### WRITTEN EXERCISE
Copy each line below without leaving any out.

— Begin —

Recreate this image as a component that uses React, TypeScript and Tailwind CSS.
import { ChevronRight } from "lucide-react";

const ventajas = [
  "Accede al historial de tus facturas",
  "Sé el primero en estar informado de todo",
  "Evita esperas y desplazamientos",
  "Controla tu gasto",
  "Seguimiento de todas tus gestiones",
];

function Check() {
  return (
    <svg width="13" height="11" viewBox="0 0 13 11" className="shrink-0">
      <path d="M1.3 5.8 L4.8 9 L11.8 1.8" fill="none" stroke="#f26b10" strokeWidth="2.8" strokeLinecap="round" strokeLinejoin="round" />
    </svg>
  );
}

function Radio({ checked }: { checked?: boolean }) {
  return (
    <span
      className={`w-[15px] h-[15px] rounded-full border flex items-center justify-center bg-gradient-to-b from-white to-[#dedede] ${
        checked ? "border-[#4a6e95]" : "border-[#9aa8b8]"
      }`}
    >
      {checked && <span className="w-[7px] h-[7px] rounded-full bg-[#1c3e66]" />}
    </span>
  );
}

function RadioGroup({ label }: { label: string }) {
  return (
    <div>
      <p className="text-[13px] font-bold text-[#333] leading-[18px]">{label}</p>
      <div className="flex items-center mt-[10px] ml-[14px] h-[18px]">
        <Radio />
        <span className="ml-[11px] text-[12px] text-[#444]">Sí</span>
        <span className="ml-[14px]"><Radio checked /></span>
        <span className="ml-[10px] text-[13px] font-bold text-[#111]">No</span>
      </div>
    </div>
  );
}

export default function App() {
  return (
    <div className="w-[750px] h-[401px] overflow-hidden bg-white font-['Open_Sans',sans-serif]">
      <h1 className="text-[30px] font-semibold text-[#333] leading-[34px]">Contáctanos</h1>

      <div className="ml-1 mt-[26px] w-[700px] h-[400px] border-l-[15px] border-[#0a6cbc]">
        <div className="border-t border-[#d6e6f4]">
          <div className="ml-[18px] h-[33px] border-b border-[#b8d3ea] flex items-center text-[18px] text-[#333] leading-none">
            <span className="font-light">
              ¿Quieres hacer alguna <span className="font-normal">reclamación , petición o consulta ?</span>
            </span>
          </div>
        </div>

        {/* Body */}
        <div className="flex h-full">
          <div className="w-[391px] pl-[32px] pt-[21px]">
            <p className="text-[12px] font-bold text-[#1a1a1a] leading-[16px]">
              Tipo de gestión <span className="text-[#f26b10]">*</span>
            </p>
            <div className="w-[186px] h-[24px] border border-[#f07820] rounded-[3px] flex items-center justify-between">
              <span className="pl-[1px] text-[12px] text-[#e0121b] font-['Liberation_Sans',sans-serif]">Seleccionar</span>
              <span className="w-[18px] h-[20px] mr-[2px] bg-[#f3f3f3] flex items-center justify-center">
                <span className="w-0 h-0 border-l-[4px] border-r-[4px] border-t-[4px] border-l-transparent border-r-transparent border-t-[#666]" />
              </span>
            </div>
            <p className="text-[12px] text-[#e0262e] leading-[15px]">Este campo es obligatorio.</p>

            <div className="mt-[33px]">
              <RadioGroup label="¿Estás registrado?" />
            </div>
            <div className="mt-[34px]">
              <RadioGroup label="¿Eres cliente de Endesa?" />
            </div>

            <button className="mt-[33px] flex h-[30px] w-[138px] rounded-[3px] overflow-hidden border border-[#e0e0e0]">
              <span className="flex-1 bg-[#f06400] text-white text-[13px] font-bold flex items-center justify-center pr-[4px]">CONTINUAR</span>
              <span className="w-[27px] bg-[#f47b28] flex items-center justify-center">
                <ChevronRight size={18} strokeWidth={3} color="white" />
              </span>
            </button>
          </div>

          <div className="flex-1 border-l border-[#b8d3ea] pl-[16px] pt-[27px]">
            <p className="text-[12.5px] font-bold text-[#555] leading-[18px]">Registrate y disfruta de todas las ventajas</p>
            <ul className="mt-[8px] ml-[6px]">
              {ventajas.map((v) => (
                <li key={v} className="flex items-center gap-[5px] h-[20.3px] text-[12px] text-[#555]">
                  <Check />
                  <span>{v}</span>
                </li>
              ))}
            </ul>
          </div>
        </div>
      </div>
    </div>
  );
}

— End —

### RIGHT ANSWER
Recreate this image as a component that uses React, TypeScript and Tailwind CSS.
import { ChevronRight } from "lucide-react";

const ventajas = [
  "Accede al historial de tus facturas",
  "Sé el primero en estar informado de todo",
  "Evita esperas y desplazamientos",
  "Controla tu gasto",
  "Seguimiento de todas tus gestiones",
];

function Check() {
  return (
    <svg width="13" height="11" viewBox="0 0 13 11" className="shrink-0">
      <path d="M1.3 5.8 L4.8 9 L11.8 1.8" fill="none" stroke="#f26b10" strokeWidth="2.8" strokeLinecap="round" strokeLinejoin="round" />
    </svg>
  );
}

function Radio({ checked }: { checked?: boolean }) {
  return (
    <span
      className={`w-[15px] h-[15px] rounded-full border flex items-center justify-center bg-gradient-to-b from-white to-[#dedede] ${
        checked ? "border-[#4a6e95]" : "border-[#9aa8b8]"
      }`}
    >
      {checked && <span className="w-[7px] h-[7px] rounded-full bg-[#1c3e66]" />}
    </span>
  );
}

function RadioGroup({ label }: { label: string }) {
  return (
    <div>
      <p className="text-[13px] font-bold text-[#333] leading-[18px]">{label}</p>
      <div className="flex items-center mt-[10px] ml-[14px] h-[18px]">
        <Radio />
        <span className="ml-[11px] text-[12px] text-[#444]">Sí</span>
        <span className="ml-[14px]"><Radio checked /></span>
        <span className="ml-[10px] text-[13px] font-bold text-[#111]">No</span>
      </div>
    </div>
  );
}

export default function App() {
  return (
    <div className="w-[750px] h-[401px] overflow-hidden bg-white font-['Open_Sans',sans-serif]">
      <h1 className="text-[30px] font-semibold text-[#333] leading-[34px]">Contáctanos</h1>

      <div className="ml-1 mt-[26px] w-[700px] h-[400px] border-l-[15px] border-[#0a6cbc]">
        <div className="border-t border-[#d6e6f4]">
          <div className="ml-[18px] h-[33px] border-b border-[#b8d3ea] flex items-center text-[18px] text-[#333] leading-none">
            <span className="font-light">
              ¿Quieres hacer alguna <span className="font-normal">reclamación , petición o consulta ?</span>
            </span>
          </div>
        </div>

        {/* Body */}
        <div className="flex h-full">
          <div className="w-[391px] pl-[32px] pt-[21px]">
            <p className="text-[12px] font-bold text-[#1a1a1a] leading-[16px]">
              Tipo de gestión <span className="text-[#f26b10]">*</span>
            </p>
            <div className="w-[186px] h-[24px] border border-[#f07820] rounded-[3px] flex items-center justify-between">
              <span className="pl-[1px] text-[12px] text-[#e0121b] font-['Liberation_Sans',sans-serif]">Seleccionar</span>
              <span className="w-[18px] h-[20px] mr-[2px] bg-[#f3f3f3] flex items-center justify-center">
                <span className="w-0 h-0 border-l-[4px] border-r-[4px] border-t-[4px] border-l-transparent border-r-transparent border-t-[#666]" />
              </span>
            </div>
            <p className="text-[12px] text-[#e0262e] leading-[15px]">Este campo es obligatorio.</p>

            <div className="mt-[33px]">
              <RadioGroup label="¿Estás registrado?" />
            </div>
            <div className="mt-[34px]">
              <RadioGroup label="¿Eres cliente de Endesa?" />
            </div>

            <button className="mt-[33px] flex h-[30px] w-[138px] rounded-[3px] overflow-hidden border border-[#e0e0e0]">
              <span className="flex-1 bg-[#f06400] text-white text-[13px] font-bold flex items-center justify-center pr-[4px]">CONTINUAR</span>
              <span className="w-[27px] bg-[#f47b28] flex items-center justify-center">
                <ChevronRight size={18} strokeWidth={3} color="white" />
              </span>
            </button>
          </div>

          <div className="flex-1 border-l border-[#b8d3ea] pl-[16px] pt-[27px]">
            <p className="text-[12.5px] font-bold text-[#555] leading-[18px]">Registrate y disfruta de todas las ventajas</p>
            <ul className="mt-[8px] ml-[6px]">
              {ventajas.map((v) => (
                <li key={v} className="flex items-center gap-[5px] h-[20.3px] text-[12px] text-[#555]">
                  <Check />
                  <span>{v}</span>
                </li>
              ))}
            </ul>
          </div>
        </div>
      </div>
    </div>
  );
}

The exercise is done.